Lifestyles of the Rich and Parched

Lady2Soothe

Life
Many mornings, just before 7 a.m., a large tanker truck pulls up to the grand gates of Oprah Winfrey’s 40-acre estate in Montecito, California. Inside is neither merchandise nor produce – just water. A year ago, Oprah’s annual bill from the Montecito Water District was … Read more…

This is what I have to say about it: This article feels like the one’s Rudy’s always complaining about, where someone is trying to con people into believing they’re saying one thing but actually below the surface they’re actually disclosing something completely opposite. Come’on, does the author Ann Louise Bardach really think people who have enough money to purchase water actually shower at the Y and take their garments to laundromats? “One prominent Montecito lawyer—after paying a $1,500 water fine—admits he has been taking his wash to the laundromat while his family has been showering at the Montecito Y.”… It would have been much more believable if Ms. Bardach had written “*household staff are taking his wash to the laundromat and the help is showering at the Montecito Y*. I believe Ms.
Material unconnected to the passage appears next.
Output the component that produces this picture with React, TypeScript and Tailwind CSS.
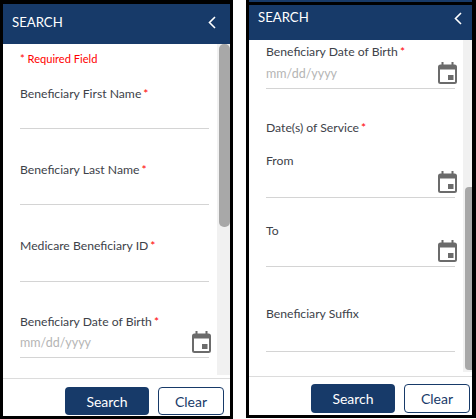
import React from 'react';

const CalendarIcon = () => (
  <svg className="w-[19px] h-[22px] text-[#6b6b6b]" viewBox="0 0 19 22" fill="currentColor">
    <path fillRule="evenodd" d="M3.5 0h2v2.5h8V0h2v2.5h1A2.5 2.5 0 0 1 19 5v14.5a2.5 2.5 0 0 1-2.5 2.5h-14A2.5 2.5 0 0 1 0 19.5V5a2.5 2.5 0 0 1 2.5-2.5h1V0zM2 7.5v12a.5.5 0 0 0 .5.5h14a.5.5 0 0 0 .5-.5v-12H2z" />
    <rect x="10" y="13" width="5.5" height="5" />
  </svg>
);

const Req = () => <span className="text-[#f00] ml-[2px] text-[12px]">*</span>;

const Label = ({ text, required, className }: { text: string; required?: boolean; className?: string }) => (
  <div className={`text-[12.2px] leading-[16px] text-[#3d4249] ${className ?? ''}`}>
    {text}
    {required && <Req />}
  </div>
);

const DateInput = ({ placeholder, className }: { placeholder?: string; className?: string }) => (
  <div className={`flex items-end justify-between border-b border-[#d4d4d4] ${className}`}>
    <span className="text-[12.5px] leading-[16px] text-[#b5b5b5] mb-[6px]">{placeholder}</span>
    <span className="flex mb-[4px] -mr-[2px]">
      <CalendarIcon />
    </span>
  </div>
);

const Line = ({ className }: { className: string }) => <div className={`border-b border-[#d4d4d4] ${className}`} />;

export default function App() {
  return (
    <div className="flex w-[476px] h-[419px] bg-white font-['Lato',sans-serif]">
      {/* left capture */}
      <div className="flex flex-col w-[233px] h-[419px] border-[3px] border-t-[4px] border-black">
        <div className="flex items-center justify-between bg-[#173a69] text-white pl-[9px] pr-[14px] pb-[3px] h-[40px] shrink-0">
          <span className="text-[13.2px]">SEARCH</span>
          <svg width="8" height="13" viewBox="0 0 8 13" fill="none" stroke="currentColor" strokeWidth="1.6">
            <path d="M7 1 1.5 6.5 7 12" />
          </svg>
        </div>
        <div className="flex flex-1 min-h-0">
          <div className="flex-1 pl-[17px] pr-[8px] pt-[8px]">
            <div className="text-[11.1px] leading-[14px] text-[#f00]">* Required Field</div>
            <Label text="Beneficiary First Name" required className="mt-[20px]" />
            <Line className="h-[27px]" />
            <Label text="Beneficiary Last Name" required className="mt-[33px]" />
            <Line className="h-[27px]" />
            <Label text="Medicare Beneficiary ID" required className="mt-[33px]" />
            <Line className="h-[28px]" />
            <Label text="Beneficiary Date of Birth" required className="mt-[32px]" />
            <DateInput placeholder="mm/dd/yyyy" className="h-[28px]" />
          </div>
          <div className="w-[13px] mb-[3px] bg-[#f1f1f1] flex justify-end">
            <div className="w-[11px] h-[183px] rounded-[5px] bg-[#a8a8a8]" />
          </div>
        </div>
        <div className="flex justify-end gap-[9px] border-t border-[#dcdcdc] bg-white pt-[8px] pr-[6px] h-[38px] shrink-0">
          <button className="w-[84px] h-[28px] rounded-[4px] bg-[#173a69] text-white text-[14px]">Search</button>
          <button className="w-[66px] h-[28px] rounded-[4px] border border-[#173a69] bg-white text-[#173a69] text-[14px]">Clear</button>
        </div>
      </div>
      {/* right capture */}
      <div className="flex flex-col w-[230px] h-[418px] ml-[13px] border-l-[3px] border-r-[4px] border-b-[3px] border-black">
        <div className="h-[2px] bg-[#173a69] shrink-0" />
        <div className="h-[3px] bg-black shrink-0" />
        <div className="flex items-center justify-between bg-[#173a69] text-white pl-[9px] pr-[10px] pb-[9px] h-[35px] shrink-0">
          <span className="text-[13.2px]">SEARCH</span>
          <svg width="8" height="13" viewBox="0 0 8 13" fill="none" stroke="currentColor" strokeWidth="1.6">
            <path d="M7 1 1.5 6.5 7 12" />
          </svg>
        </div>
        <div className="flex flex-1 min-h-0">
          <div className="flex-1 pl-[17px] pr-[8px] pt-[4px]">
            <Label text="Beneficiary Date of Birth" required />
            <DateInput placeholder="mm/dd/yyyy" className="h-[29px]" />
            <Label text="Date(s) of Service" required className="mt-[31px]" />
            <Label text="From" className="mt-[17px]" />
            <DateInput className="h-[29px]" />
            <Label text="To" className="mt-[25px]" />
            <DateInput className="h-[28px]" />
            <Label text="Beneficiary Suffix" className="mt-[39px]" />
            <Line className="h-[30px]" />
          </div>
          <div className="w-[9px] mb-[4px] bg-[#f1f1f1] flex justify-end pt-[147px]">
            <div className="w-[7px] h-[183px] rounded-l-[4px] bg-[#a8a8a8]" />
          </div>
        </div>
        <div className="flex justify-end gap-[9px] border-t border-[#dcdcdc] bg-white pt-[7px] pr-[2px] h-[39px] shrink-0">
          <button className="w-[84px] h-[29px] rounded-[4px] bg-[#173a69] text-white text-[14px]">Search</button>
          <button className="w-[66px] h-[29px] rounded-[4px] border border-[#173a69] bg-white text-[#173a69] text-[14px]">Clear</button>
        </div>
      </div>
    </div>
  );
}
Bardach is struggling with a fictionalized conversation.

Don’t get me wrong I’m not disputing California isn’t in drought mode but “A 60-acre avocado orchard/estate was watered by four wells until this year when all four dried up leaving the trees to slowly but inexorably die off”; This is a bullshit statement… “Adult trees can go without *supplemental* water, depending on rainfall and temperatures and can easily develop root rot from over-watering or rain water accumulation”. Therefore even if all 4 wells dried up the trees WOULD NOT have died already. Ms. Bardach finishes up by stating “Until then, some of the town’s rich and famous will continue showering at the Montecito Y” which is a contradiction to her contention of *so many of great wealth are buying water for lawns, even polo fields*. So which is it Ms. Bardach, and please be honest. Where do you really stand on this water situation because I certainly can’t figure it out from your discombobulated article? Are you pro or con because as I’m sure you know “Buying water rather than pumping it out of a hose attached to a city/county meter does not constitute *Water Conservation*”
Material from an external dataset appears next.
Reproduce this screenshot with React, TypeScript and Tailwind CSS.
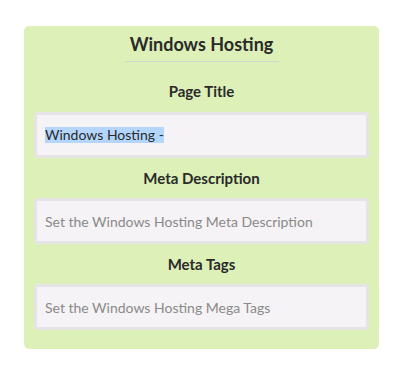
export default function App() {
  const fields = [
    { label: "Page Title", value: "Windows Hosting -", placeholder: "" },
    { label: "Meta Description", value: "", placeholder: "Set the Windows Hosting Meta Description" },
    { label: "Meta Tags", value: "", placeholder: "Set the Windows Hosting Mega Tags" },
  ];

  return (
    <div className="min-h-[373px] w-[402px] bg-white pt-[26px] pl-[24px] font-['Lato','Open_Sans',sans-serif]">
      <div className="w-[355px] rounded-[5px] bg-[#dcf0b8] px-[10px] pt-[8px] pb-[19px]">
        <div className="flex flex-col items-center">
          <h2 className="text-[18px] leading-[20px] font-bold text-[#2a2a2a]">Windows Hosting</h2>
          <div className="mt-[7px] h-px w-[154px] bg-[#cfd8cc]" />
        </div>

        {fields.map((f, i) => (
          <div key={f.label}>
            <div
              className={`text-center text-[15px] leading-[20px] font-bold text-[#2a2a2a] ${
                i === 0 ? "mt-[19px] mb-[11px]" : "my-[10px]"
              }`}
            >
              {f.label}
            </div>
            <div className="flex h-[46px] items-center rounded-[4px] border-[3px] border-[#e6e4e6] bg-[#f5f3f5] px-[8px] text-[14px]">
              {f.value ? (
                <span className="bg-[#b4d6fd] leading-[16px] text-[#2a2a2a]">{f.value}</span>
              ) : (
                <span className="text-[#8a898a]">{f.placeholder}</span>
              )}
            </div>
          </div>
        ))}
      </div>
    </div>
  );
}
There really is no shortage of water; however there is definitely a shortage of clean and accessible water. 71% of the Earth’s surface is saline water-covered. The oceans hold about 96.5 percent, but water also exists in the air as vapor, in swamps, rivers, lakes, snow, icecaps, glaciers, in the ground as soil moisture, in aquifers, swimming pools and the average adult human body is 50-65% water. This water is in a constant cycle – it evaporates from the ocean, travels through the air, rains down on the land and then flows back to the ocean.

No it’s not *clean water* because the rain is filtered through polluted skies and being pumped out of fracked earth requiring millions of gallons of fresh water, acres of land per well pad, and the use of undisclosed chemicals.

Santa Catalina Island, Los Angeles County, has had a desalination plant on the island run by Southern California Edison since 1991. It produces 200,000 gallons of drinking water daily, about 20 percent of Catalina’s daily supply during the summer tourist season of 1 million people.

California’s population is 38.04 million. Marin County’s population is only 256,069, approximately ¼ of the 1 million tourists who visit Catalina annually. Therefore 1 desalination plant in Marin County’s would produce enough clean water daily for approximately 80% of the County.

Fifteen desalination projects are proposed along the coast from Los Angeles to San Francisco Bay. But is desalination going to cause a more environmentally harmful situation?